Integrating Complaints, Concerns and Informal Feedback Into a Single Learning System

Adult social care services receive information about quality and risk from many sources: complaints, compliments, informal comments, review meetings and family conversations. However, these sources are often managed separately, creating fragmented oversight. Complaints may be logged formally while everyday feedback remains undocumented, making it difficult for leaders to identify patterns or emerging risks. Strong providers bring these channels together into a unified learning system. Within both service user feedback and co-production and wider quality standards and governance frameworks, integrated feedback systems enable organisations to analyse information collectively and use it to strengthen quality assurance and risk management.

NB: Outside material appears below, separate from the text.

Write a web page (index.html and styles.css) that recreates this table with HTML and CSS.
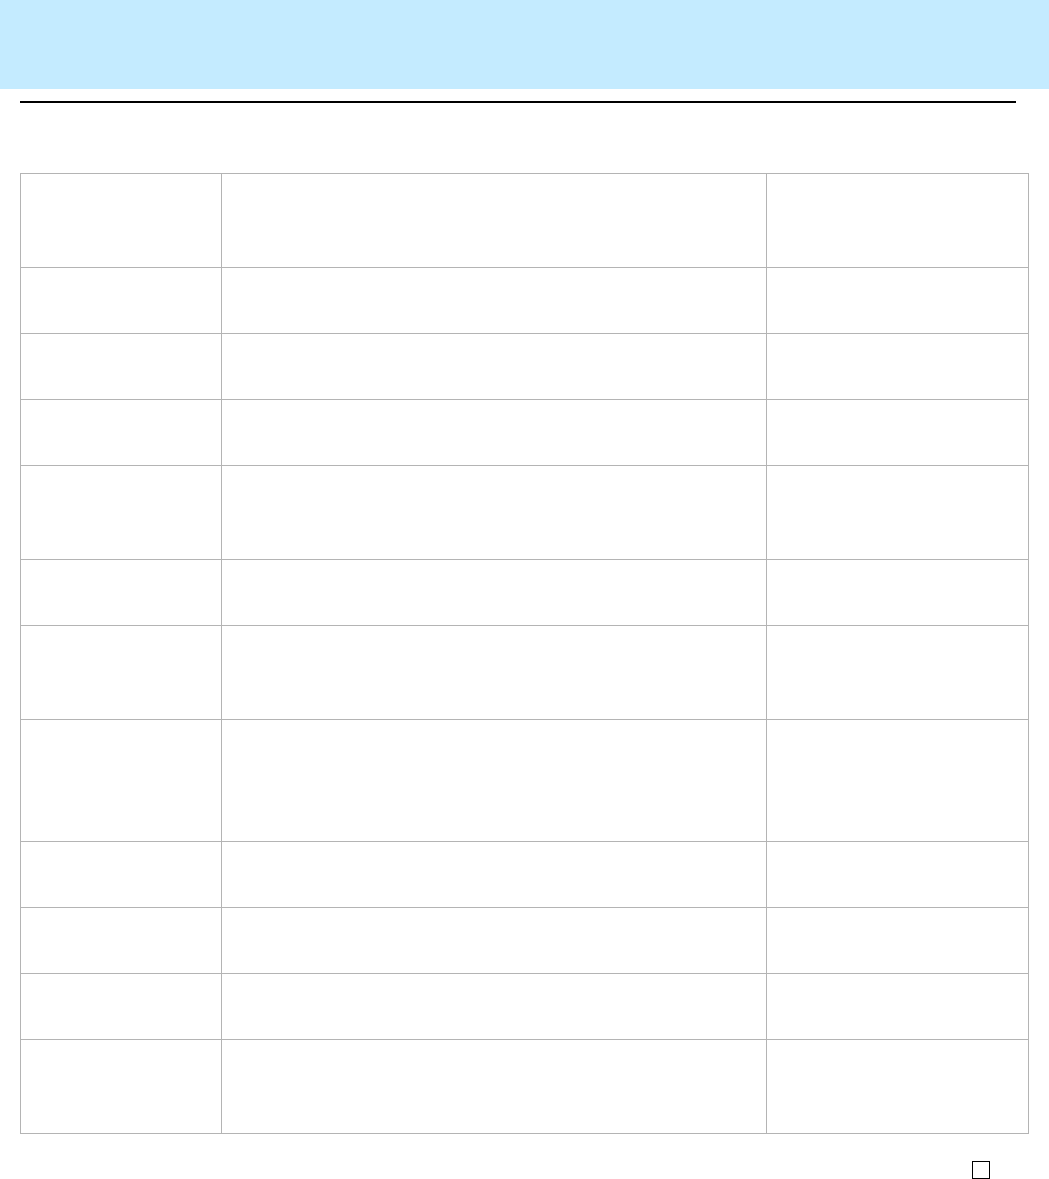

Why Fragmented Feedback Systems Create Risk

When feedback routes operate independently, organisations may overlook patterns that span multiple channels. For example, several informal concerns may relate to the same issue that later appears in a formal complaint. If these sources are not analysed together, managers may underestimate the scale of the problem.

An integrated learning system allows providers to combine complaints data, informal feedback, compliments and incident reports into a single review structure. This enables governance teams to identify recurring themes, track improvement actions and ensure lessons learned are shared across services.

Operational Example 1: Identifying a Pattern of Communication Breakdowns

A residential care provider initially logged a complaint from a relative who felt communication from staff was inconsistent. Around the same time, several residents mentioned during review meetings that staff changes were sometimes not explained clearly. These comments were initially treated as unrelated issues.

After introducing an integrated feedback log, the quality team identified that both complaints and informal comments related to the same theme: inconsistent communication about staffing and care routines. The provider implemented a communication protocol requiring staff to explain changes to residents and families at the start of each shift.

Managers monitored compliance through spot checks and follow-up feedback from residents. Within three months, both complaints and informal concerns related to communication reduced significantly.

Operational Example 2: Using Informal Feedback to Strengthen Safeguarding Oversight

A domiciliary care provider noticed that several service users had casually mentioned feeling rushed during visits. None of these comments were logged as complaints, but they appeared repeatedly in telephone monitoring notes.

The provider integrated these comments into the central feedback system and reviewed them alongside call monitoring data. The analysis revealed that some visits were scheduled too closely together, increasing pressure on staff and creating a risk that care tasks might be rushed or incomplete.

The organisation adjusted scheduling templates and introduced additional travel time between visits. Supervisors monitored subsequent calls and gathered follow-up feedback. Service users reported feeling less rushed, and staff reported improved ability to complete care tasks safely.

Operational Example 3: Linking Complaints and Compliments to Improve Service Culture

In a supported living organisation, management noticed that compliments often praised individual staff members for patience and kindness, while complaints occasionally mentioned inconsistency between shifts. By analysing compliments alongside complaints and informal comments, the quality team recognised that some staff demonstrated particularly strong communication skills.

The organisation used these insights to develop peer-led learning sessions where experienced staff shared practical approaches for building rapport with people using services. Over time, feedback from residents became more consistently positive across different shifts. The integrated learning system had transformed individual feedback into a wider workforce development opportunity.

Commissioner Expectation

Commissioners expect providers to demonstrate that they learn systematically from complaints and feedback. During monitoring meetings, commissioners may ask how lessons from complaints are shared across services or how informal concerns are captured. Providers that integrate feedback sources can demonstrate stronger oversight and continuous improvement processes.

Evidence might include thematic reports, action plans addressing recurring issues or service improvement logs that track responses to feedback themes.

Regulator / Inspector Expectation

Regulators such as CQC examine whether services learn from feedback and complaints. Inspectors may review complaint records, speak with service users and assess whether lessons are shared with staff. If feedback routes appear fragmented or poorly analysed, inspectors may question whether the service has effective governance systems.

An integrated feedback system demonstrates that leadership understands the importance of learning from every source of information about care quality.

Building an Integrated Feedback Framework

Providers can create integrated learning systems by establishing a single feedback log that records complaints, informal comments, compliments and review outcomes. Each entry should be categorised by theme, service location and risk level.

Quality meetings should review these records regularly to identify patterns. Managers should then assign improvement actions and monitor progress through follow-up reviews. This process ensures that information gathered from daily interactions informs strategic governance decisions.

Strengthening Organisational Learning

Integrated feedback systems also encourage a culture of openness. Staff become more comfortable sharing concerns when they see that feedback leads to constructive improvement rather than blame. Families and service users gain confidence that their comments are taken seriously and contribute to service development.

Over time, this culture of learning strengthens both quality assurance and safeguarding. Organisations become better at identifying emerging risks, addressing concerns quickly and demonstrating accountability to commissioners and regulators.

By integrating complaints, concerns and informal feedback into a unified system, adult social care providers transform scattered information into meaningful organisational learning. This strengthens governance, improves service quality and ensures that the voices of people using services remain central to continuous improvement.